Mas’ defeat was compounded by the failure of the nationalist parties to achieve a two-thirds majority in the assembly. In the previous elections combined they won 86 seats out of 135. After Sunday’s ballot, that number increased by just one. Within CiU, which had firmly believed it would gain ground, there is resignation that Mas will carry out a “profound reflection” after its failure. The long faces among CiU members at its electoral headquarters at Barcelona’s Majestic hotel showed that something more than Mas’ independence project had come crashing down.
The ballot also compounded the woes of the Socialists, which has also suffered reverses in recent elections in Galicia and the Basque Country. The leading party of the Catalan left over the past three decades, it has lost its position as the region’s second political force to ERC, largely due to the failure of Pere Navarro to define an alternative to the sovereignism of Mas and the recentralization of the Popular Party (PP). The PSC lost six of the seats it won in 2010, which was its worst result on record until that point. The depth of the PSC’s problems was highlighted in Barcelona, which it had governed for 30 years; it finished fourth in the vote. Now, the only balm to the PSC’s wounds is the possible crisis that the election could provoke within CiU.

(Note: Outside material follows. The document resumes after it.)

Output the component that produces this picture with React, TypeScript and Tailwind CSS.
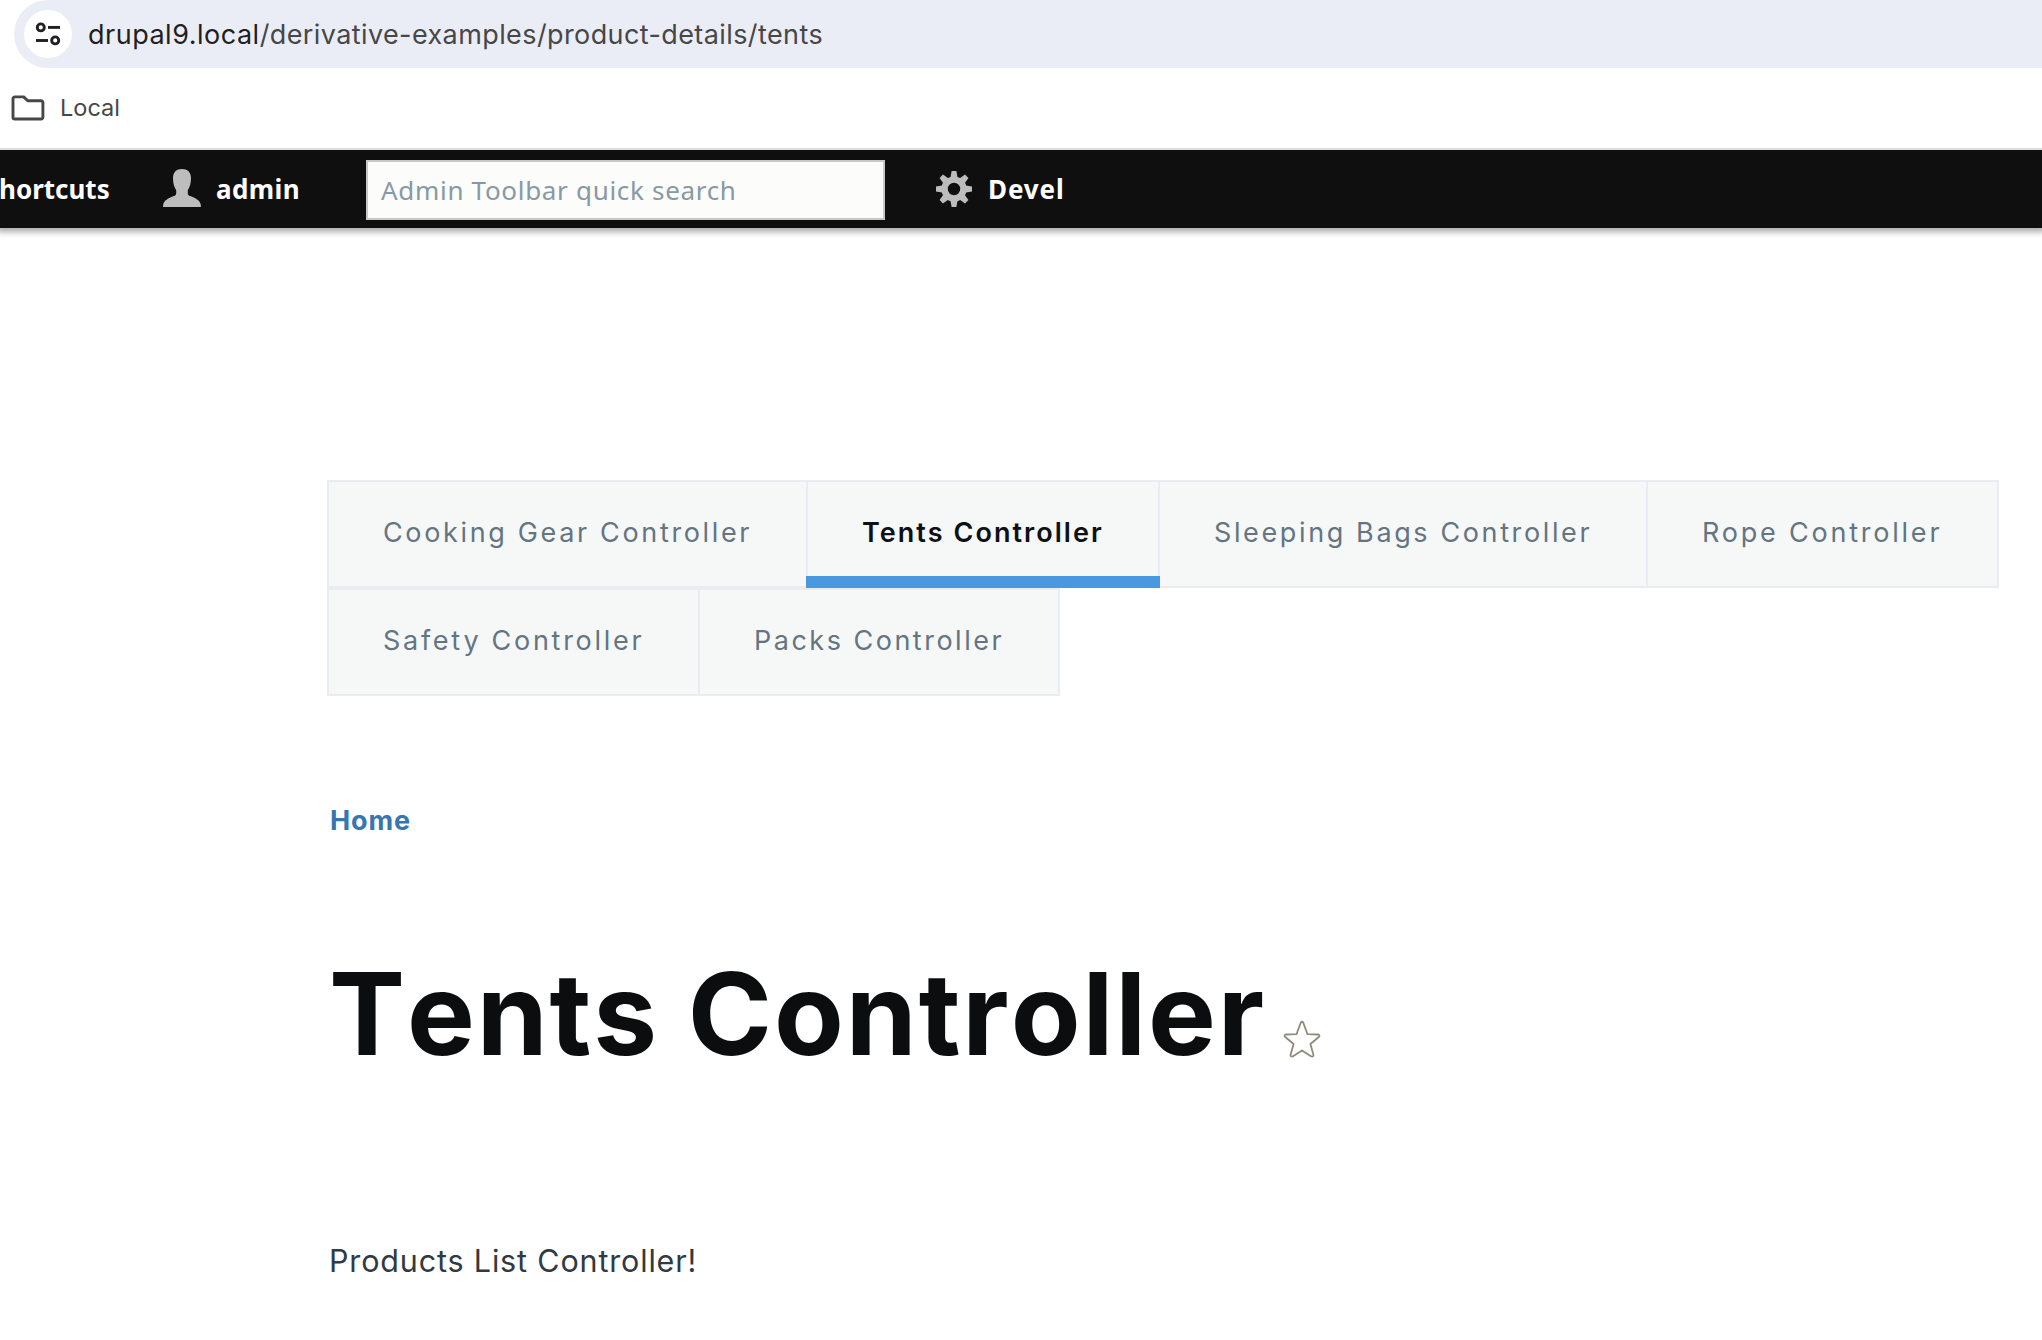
import React from "react";

type Tab = { label: string; className: string; active?: boolean };

const tabs: Tab[] = [
  { label: "Cooking Gear Controller", className: "w-[481px] tracking-[2.65px]" },
  { label: "Tents Controller", className: "w-[354px] tracking-[2.05px]", active: true },
  { label: "Sleeping Bags Controller", className: "w-[490px] tracking-[2.62px]" },
  { label: "Rope Controller", className: "w-[353px] tracking-[2.78px]" },
  { label: "Safety Controller", className: "w-[373px] tracking-[2.72px]" },
  { label: "Packs Controller", className: "w-[362px] tracking-[2.5px]" },
];

function SiteSettingsIcon() {
  return (
    <span className="flex h-12 w-12 shrink-0 items-center justify-center rounded-full bg-white">
      <svg width="26" height="24" viewBox="0 0 26 24" fill="none" stroke="#202124" strokeWidth="2.9">
        <circle cx="5.8" cy="5.4" r="3.5" />
        <path d="M13 5.4h12" />
        <path d="M1 18.5h12" />
        <circle cx="20.2" cy="18.4" r="3.5" />
      </svg>
    </span>
  );
}

function FolderIcon() {
  return (
    <svg className="shrink-0" width="34" height="26" viewBox="0 0 34 26" fill="none" stroke="#474747" strokeWidth="2.9" strokeLinejoin="round">
      <path d="M3.8 1.9h8.9l4 3.9h13.4a1.8 1.8 0 0 1 1.8 1.8v14.6a1.8 1.8 0 0 1-1.8 1.8H3.8A1.8 1.8 0 0 1 2 22.2V3.7a1.8 1.8 0 0 1 1.8-1.8z" />
    </svg>
  );
}

function UserIcon() {
  return (
    <svg className="mb-[2px] shrink-0" width="38" height="38" viewBox="0 0 38 38" fill="#bdbdbd">
      <path d="M19 0C24.6 0 28 3.2 28 9.2c0 5-1.2 9-3.2 12v3.2c0 1.2.8 2 2.4 2.7 5.400 2.200 10.300 4.200 10.800 9.900 0 .7-.4 1-1 1H1c-.6 0-1-.3-1-1 .5-5.700 5.400-7.700 10.800-9.900 1.600-.7 2.400-1.500 2.400-2.700v-3.200c-2-3-3.200-7-3.200-12C10 3.200 13.400 0 19 0z" />
    </svg>
  );
}

function GearIcon() {
  return (
    <svg className="shrink-0" width="36" height="36" viewBox="-18 -18 36 36" fill="#bdbdbd">
      <path
        fillRule="evenodd"
        d="M0-12.600a12.600 12.600 0 1 0 0 25.200a12.600 12.600 0 1 0 0-25.200zM0-6.200a6.200 6.200 0 1 1 0 12.400a6.200 6.200 0 1 1 0-12.400z"
      />
      {[0, 45, 90, 135, 180, 225, 270, 315].map((angle) => (
        <path key={angle} transform={`rotate(${angle})`} d="M-2.400-18h4.800l1.300 7.500h-7.400z" />
      ))}
    </svg>
  );
}

function StarIcon() {
  return (
    <svg width="38" height="38" viewBox="-1 -1 38 38" fill="none" stroke="#8f8b7b" strokeWidth="1.8" strokeLinejoin="round">
      <path d="M16.700 1.700Q18 -.2 19.300 1.700L23.500 13.200L34.500 13.500Q36.300 14.300 34.800 16L26.400 23L29.500 34Q29.400 36 27.400 35.500L18 29.400L8.600 35.500Q6.600 36 6.500 34L9.600 23L1.200 16Q-.3 14.300 1.500 13.500L12.500 13.200Z" />
    </svg>
  );
}

export default function App() {
  return (
    <div className="h-[1340px] w-[2042px] overflow-hidden bg-white font-['Inter',sans-serif]">
      <div className="pl-[14px]">
        <div className="flex h-[68px] items-center rounded-l-full bg-[#ebedf6] pl-[10px]">
          <SiteSettingsIcon />
          <span className="ml-4 whitespace-nowrap pt-[2px] text-[27px] leading-[66px] tracking-[0.4px] text-[#474747]">
            <span className="tracking-[0.5px] text-[#1f1f1f]">drupal9.local</span>/derivative-examples/product-details/tents
          </span>
        </div>
      </div>

      <div className="relative z-10 flex h-20 items-center bg-white pl-[11px] pb-px">
        <FolderIcon />
        <span className="ml-[15px] text-[23.5px] leading-8 text-[#474747]">Local</span>
      </div>

      <div className="flex h-20 items-center border-t-2 border-[#dedede] bg-[#0f0f0f] font-['Noto_Sans',sans-serif] text-[26px] font-bold leading-[36px] text-white shadow-[0_1px_6px_3px_rgba(0,0,0,0.33)]">
        <span className="-ml-px w-[164px]">hortcuts</span>
        <UserIcon />
        <span className="ml-[15px] w-[150px] tracking-[0.4px]">admin</span>
        <div className="mt-[2px] flex h-[60px] w-[519px] items-center border-2 border-[#c8c8c8] bg-[#fcfcfa] pl-[13px] font-normal tracking-[0.69px] text-[#8799a5]">
          Admin Toolbar quick search
        </div>
        <div className="ml-[51px]">
          <GearIcon />
        </div>
        <span className="ml-4 tracking-[0.9px]">Devel</span>
      </div>

      <main className="pl-[327px] pt-[252px]">
        <nav className="flex w-[1690px] flex-wrap">
          {tabs.map((tab) => (
            <div
              key={tab.label}
              className={`${tab.className} relative -mr-[2px] flex h-[108px] shrink-0 items-center border-2 border-[#e9ecf0] bg-[#f6f8f8] pb-[2px] pl-[54px] text-[27px] whitespace-nowrap ${
                tab.active ? "z-10 font-semibold text-[#0d1014]" : "text-[#647581]"
              }`}
            >
              {tab.label}
              {tab.active && <span className="absolute -inset-x-[2px] -bottom-[2px] h-3 bg-[#4a98df]" />}
            </div>
          ))}
        </nav>

        <a className="mt-[107px] ml-[3px] block text-[27px] font-bold leading-[36px] tracking-[0.88px] text-[#3776ae]">Home</a>

        <div className="mt-[115px] ml-[2px] flex">
          <h1 className="w-[954px] text-[114px] font-bold leading-[120px] tracking-[1.88px] whitespace-nowrap text-[#0c0d0f] [font-kerning:none]">
            Tents Controller
          </h1>
          <div className="mt-[66px]">
            <StarIcon />
          </div>
        </div>

        <p className="mt-[163px] ml-[2px] text-[30.5px] leading-[48px] tracking-[0.84px] text-[#303a42]">
          Products List Controller!
        </p>
      </main>
    </div>
  );
}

The big winner was Junqueras of ERC, who could hold the key to power
The PP, meanwhile, gained one seat, a result that fell short of its own aspirations: its regional leader Alicia Sánchez-Camacho had hoped to head up the opposition in Catalonia. Neither did the PP capitalize on the wave of anti-independence votes, which fell instead to Ciutadans, led by Albert Rivera, which presented itself as “the option against any type of independentism.” Rivera wasted little time in calling for Mas to step down and warned Ciutadans would seek support for a motion of censure from other parties if he did not.
The big winner of the night was Oriol Junqueras, ERC leader, now leader of the opposition and, possibly in the near future, Mas’s colleague in government. Junqueras benefited from the votes of republicans who do not trust Mas and view him as a social climber. ERC has drawn a line under its participation in the PSC-led tripartite government in the past decade, has changed its leadership and tailored its discourse to independentism, while modifying its leftist rhetoric. Its reward was a doubling of votes compared with 2010 and 21 seats, just two shy of its record of 23 under Josep Lluís Carod-Rovira in 2003.
ICV-EUiA was unable to fully exploit voter dissatisfaction with the cutbacks made by Mas’ government, despite being the most visible party during social and education protests in the region. The leftist-greens gained three seats on its 2010 haul, because it was able to back Mas’ referendum drive while opposing his social and economic policy with little risk of internal divisions or inviting a voter backlash. With the results gained by CiU, Mas will find few allies in the ecosocialist ranks, who view the premier as a spent force.
Ciutadans’ Rivera wasted little time in calling for Mas to step down
The main gains in the leftist sphere were achieved by CUP and Ciutadans. The former, extreme leftists with communist and anti-capitalist leanings, gathered the vote of the discontented on the margins of society. It was the first time CUP had attempted to field candidates at a regional election despite considerable support at municipal level, especially in Girona. The grouping also benefited from the votes of people connected to the 15-M social movement.
Ciutadans has amplified its discourse from one of mere attacks against positive discrimination in the Catalan language and the government. Rivera campaigned on an anti-corruption platform and launched blistering broadsides against the banking system, gaining the confidence of larger swaths of metropolitan Barcelona previously dominated by the PSC.
While CUP is independentist, it will not make life at all easy for Mas, who faces a complicated legislature after Sunday’s disappointing returns.